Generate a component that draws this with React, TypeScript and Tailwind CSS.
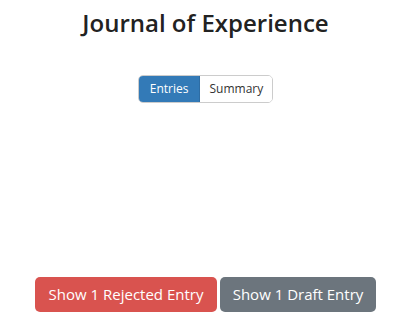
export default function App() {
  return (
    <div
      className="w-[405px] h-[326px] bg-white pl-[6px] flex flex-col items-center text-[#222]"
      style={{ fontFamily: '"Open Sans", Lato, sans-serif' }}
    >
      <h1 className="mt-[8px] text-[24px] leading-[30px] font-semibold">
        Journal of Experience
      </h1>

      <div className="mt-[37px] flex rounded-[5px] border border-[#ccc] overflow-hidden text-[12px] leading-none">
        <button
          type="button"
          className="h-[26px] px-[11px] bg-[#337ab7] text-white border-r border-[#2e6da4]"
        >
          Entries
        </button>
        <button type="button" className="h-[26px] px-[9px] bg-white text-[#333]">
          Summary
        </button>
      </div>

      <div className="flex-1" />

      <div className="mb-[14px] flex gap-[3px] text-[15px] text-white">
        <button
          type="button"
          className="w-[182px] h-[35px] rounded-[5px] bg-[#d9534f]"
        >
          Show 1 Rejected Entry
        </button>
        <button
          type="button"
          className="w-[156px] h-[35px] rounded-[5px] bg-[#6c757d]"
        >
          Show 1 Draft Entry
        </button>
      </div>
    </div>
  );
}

## TASK TO COMPLETE
Write out each line again precisely as it appears, skipping every picture.

## RESULT FOR THIS EXERCISE
Generate a component that draws this with React, TypeScript and Tailwind CSS.
export default function App() {
  return (
    <div
      className="w-[405px] h-[326px] bg-white pl-[6px] flex flex-col items-center text-[#222]"
      style={{ fontFamily: '"Open Sans", Lato, sans-serif' }}
    >
      <h1 className="mt-[8px] text-[24px] leading-[30px] font-semibold">
        Journal of Experience
      </h1>

      <div className="mt-[37px] flex rounded-[5px] border border-[#ccc] overflow-hidden text-[12px] leading-none">
        <button
          type="button"
          className="h-[26px] px-[11px] bg-[#337ab7] text-white border-r border-[#2e6da4]"
        >
          Entries
        </button>
        <button type="button" className="h-[26px] px-[9px] bg-white text-[#333]">
          Summary
        </button>
      </div>

      <div className="flex-1" />

      <div className="mb-[14px] flex gap-[3px] text-[15px] text-white">
        <button
          type="button"
          className="w-[182px] h-[35px] rounded-[5px] bg-[#d9534f]"
        >
          Show 1 Rejected Entry
        </button>
        <button
          type="button"
          className="w-[156px] h-[35px] rounded-[5px] bg-[#6c757d]"
        >
          Show 1 Draft Entry
        </button>
      </div>
    </div>
  );
}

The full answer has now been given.